Até então tinha vivido numa
casa a que chamava planeta Terra e não conhecia nem a sala nem o banheiro nem a
área de serviço apesar de tudo o que via e pensava conhecer. Não lhe prestava a
atenção devida, sua felicidade consistia em ter coisas que se perdem todos os
dias, que passam de moda todos os dias, que não valem nada amanhã, e o amanhã
já é hoje, e o hoje já passou para ontem.
Ao caminhar pelas ruas, já
sabe quem tem problemas, quem está feliz, quem está amando, quem busca o amor.

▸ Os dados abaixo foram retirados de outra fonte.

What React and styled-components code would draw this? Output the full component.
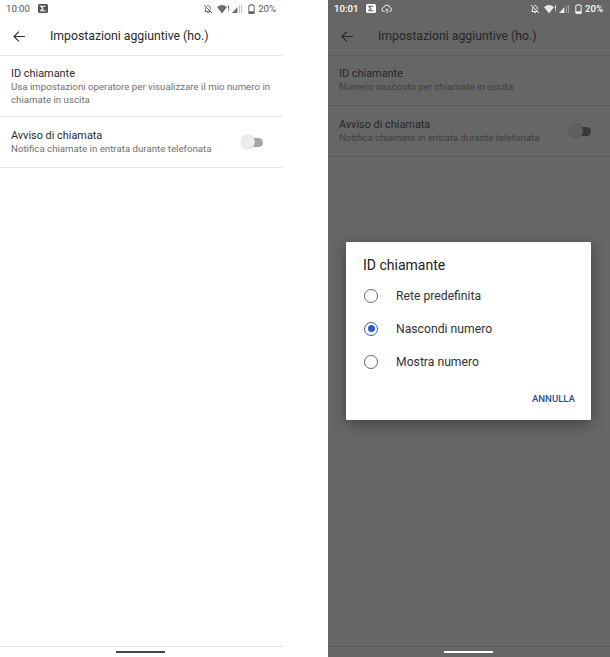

Antes
eram apenas pessoas que viviam a “sua vida” e somente conhecia mais ou menos
quem convivia com ele. Hoje Carlos aprecia o cantar dos pássaros que lhe cantam
sinfonias pelas manhãs; o galo cantador que o acorda de madrugada. Tem contato
com seus amigos e amigas de forma esporádica. Busca nos livros de ciência o
aprendizado do que desconhece. Há flores nos campos, pessoas interessantes em
qualquer lugar com quem se pode conversar de acordo com o seu nível de
conhecimento e todas são interessantes porque cada uma delas tem uma história
diferente para contar, desejos diferentes, sonhos diferentes. Algumas se
tornaram suas amigas, e o idoso ou idosa desprotegidos que encontra pelas ruas
por vezes esconde um passado que já foi seu. Não raro são pessoas com profundo
conhecimento da vida que se desiludiram mas não souberam ou não optaram por descobrir
o planeta para a vida, mas para o esquecimento. Muitos por falta de apoio ou
desilusão.
Hoje, sim, Carlos se julga
um “self made man”, aquele que se fez na vida, cozinha, lava, passa, limpa,
cultiva, cria e vive em sociedade da qual depende o mínimo necessário. Ama
quando há oportunidade. Quando não há, reserva o amor para quando vier.